● **Directive**: Output an exact reproduction of the data.
::::::::::
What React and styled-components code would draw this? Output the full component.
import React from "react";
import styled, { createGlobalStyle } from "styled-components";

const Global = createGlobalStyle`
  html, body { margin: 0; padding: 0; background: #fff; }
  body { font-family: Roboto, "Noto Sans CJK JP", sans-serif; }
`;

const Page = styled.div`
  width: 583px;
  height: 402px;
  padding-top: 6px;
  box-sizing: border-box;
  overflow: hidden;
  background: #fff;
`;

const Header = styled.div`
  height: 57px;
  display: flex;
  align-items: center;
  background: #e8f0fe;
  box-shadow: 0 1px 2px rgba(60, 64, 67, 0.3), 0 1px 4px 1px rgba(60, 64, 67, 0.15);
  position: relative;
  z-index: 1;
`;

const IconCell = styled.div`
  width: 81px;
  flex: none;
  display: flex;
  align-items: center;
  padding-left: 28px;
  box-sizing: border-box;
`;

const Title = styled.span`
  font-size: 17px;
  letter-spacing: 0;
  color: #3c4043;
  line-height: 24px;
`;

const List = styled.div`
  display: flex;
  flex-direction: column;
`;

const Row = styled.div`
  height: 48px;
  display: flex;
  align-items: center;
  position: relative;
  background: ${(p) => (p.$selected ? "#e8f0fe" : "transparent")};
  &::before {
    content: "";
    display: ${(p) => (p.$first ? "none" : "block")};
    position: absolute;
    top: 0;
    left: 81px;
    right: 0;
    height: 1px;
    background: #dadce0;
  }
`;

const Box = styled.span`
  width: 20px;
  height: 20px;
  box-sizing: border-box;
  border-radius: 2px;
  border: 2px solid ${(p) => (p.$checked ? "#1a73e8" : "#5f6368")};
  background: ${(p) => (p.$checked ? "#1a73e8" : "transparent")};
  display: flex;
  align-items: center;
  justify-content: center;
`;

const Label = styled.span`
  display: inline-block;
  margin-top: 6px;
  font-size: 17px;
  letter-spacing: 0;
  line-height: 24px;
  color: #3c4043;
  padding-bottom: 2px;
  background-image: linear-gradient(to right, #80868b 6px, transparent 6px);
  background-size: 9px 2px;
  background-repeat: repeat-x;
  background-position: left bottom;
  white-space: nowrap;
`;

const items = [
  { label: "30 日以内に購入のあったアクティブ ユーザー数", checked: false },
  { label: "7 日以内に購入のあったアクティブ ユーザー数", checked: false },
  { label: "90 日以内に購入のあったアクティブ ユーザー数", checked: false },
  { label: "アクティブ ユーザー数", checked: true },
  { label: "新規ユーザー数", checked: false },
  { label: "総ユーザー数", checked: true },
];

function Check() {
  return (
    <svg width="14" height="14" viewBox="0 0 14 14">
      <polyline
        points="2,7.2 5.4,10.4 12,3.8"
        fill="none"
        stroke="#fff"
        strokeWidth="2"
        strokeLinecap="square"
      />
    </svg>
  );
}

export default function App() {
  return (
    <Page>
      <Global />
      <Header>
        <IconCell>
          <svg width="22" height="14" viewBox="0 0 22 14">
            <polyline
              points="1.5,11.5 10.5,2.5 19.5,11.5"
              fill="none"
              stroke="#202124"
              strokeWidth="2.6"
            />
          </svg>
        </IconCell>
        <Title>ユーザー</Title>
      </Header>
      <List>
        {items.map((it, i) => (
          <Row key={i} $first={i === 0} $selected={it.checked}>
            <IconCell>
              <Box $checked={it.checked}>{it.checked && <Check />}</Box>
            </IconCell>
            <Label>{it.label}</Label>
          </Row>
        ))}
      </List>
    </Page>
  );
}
::::::::::
● **Task output**:
What React and styled-components code would draw this? Output the full component.
import React from "react";
import styled, { createGlobalStyle } from "styled-components";

const Global = createGlobalStyle`
  html, body { margin: 0; padding: 0; background: #fff; }
  body { font-family: Roboto, "Noto Sans CJK JP", sans-serif; }
`;

const Page = styled.div`
  width: 583px;
  height: 402px;
  padding-top: 6px;
  box-sizing: border-box;
  overflow: hidden;
  background: #fff;
`;

const Header = styled.div`
  height: 57px;
  display: flex;
  align-items: center;
  background: #e8f0fe;
  box-shadow: 0 1px 2px rgba(60, 64, 67, 0.3), 0 1px 4px 1px rgba(60, 64, 67, 0.15);
  position: relative;
  z-index: 1;
`;

const IconCell = styled.div`
  width: 81px;
  flex: none;
  display: flex;
  align-items: center;
  padding-left: 28px;
  box-sizing: border-box;
`;

const Title = styled.span`
  font-size: 17px;
  letter-spacing: 0;
  color: #3c4043;
  line-height: 24px;
`;

const List = styled.div`
  display: flex;
  flex-direction: column;
`;

const Row = styled.div`
  height: 48px;
  display: flex;
  align-items: center;
  position: relative;
  background: ${(p) => (p.$selected ? "#e8f0fe" : "transparent")};
  &::before {
    content: "";
    display: ${(p) => (p.$first ? "none" : "block")};
    position: absolute;
    top: 0;
    left: 81px;
    right: 0;
    height: 1px;
    background: #dadce0;
  }
`;

const Box = styled.span`
  width: 20px;
  height: 20px;
  box-sizing: border-box;
  border-radius: 2px;
  border: 2px solid ${(p) => (p.$checked ? "#1a73e8" : "#5f6368")};
  background: ${(p) => (p.$checked ? "#1a73e8" : "transparent")};
  display: flex;
  align-items: center;
  justify-content: center;
`;

const Label = styled.span`
  display: inline-block;
  margin-top: 6px;
  font-size: 17px;
  letter-spacing: 0;
  line-height: 24px;
  color: #3c4043;
  padding-bottom: 2px;
  background-image: linear-gradient(to right, #80868b 6px, transparent 6px);
  background-size: 9px 2px;
  background-repeat: repeat-x;
  background-position: left bottom;
  white-space: nowrap;
`;

const items = [
  { label: "30 日以内に購入のあったアクティブ ユーザー数", checked: false },
  { label: "7 日以内に購入のあったアクティブ ユーザー数", checked: false },
  { label: "90 日以内に購入のあったアクティブ ユーザー数", checked: false },
  { label: "アクティブ ユーザー数", checked: true },
  { label: "新規ユーザー数", checked: false },
  { label: "総ユーザー数", checked: true },
];

function Check() {
  return (
    <svg width="14" height="14" viewBox="0 0 14 14">
      <polyline
        points="2,7.2 5.4,10.4 12,3.8"
        fill="none"
        stroke="#fff"
        strokeWidth="2"
        strokeLinecap="square"
      />
    </svg>
  );
}

export default function App() {
  return (
    <Page>
      <Global />
      <Header>
        <IconCell>
          <svg width="22" height="14" viewBox="0 0 22 14">
            <polyline
              points="1.5,11.5 10.5,2.5 19.5,11.5"
              fill="none"
              stroke="#202124"
              strokeWidth="2.6"
            />
          </svg>
        </IconCell>
        <Title>ユーザー</Title>
      </Header>
      <List>
        {items.map((it, i) => (
          <Row key={i} $first={i === 0} $selected={it.checked}>
            <IconCell>
              <Box $checked={it.checked}>{it.checked && <Check />}</Box>
            </IconCell>
            <Label>{it.label}</Label>
          </Row>
        ))}
      </List>
    </Page>
  );
}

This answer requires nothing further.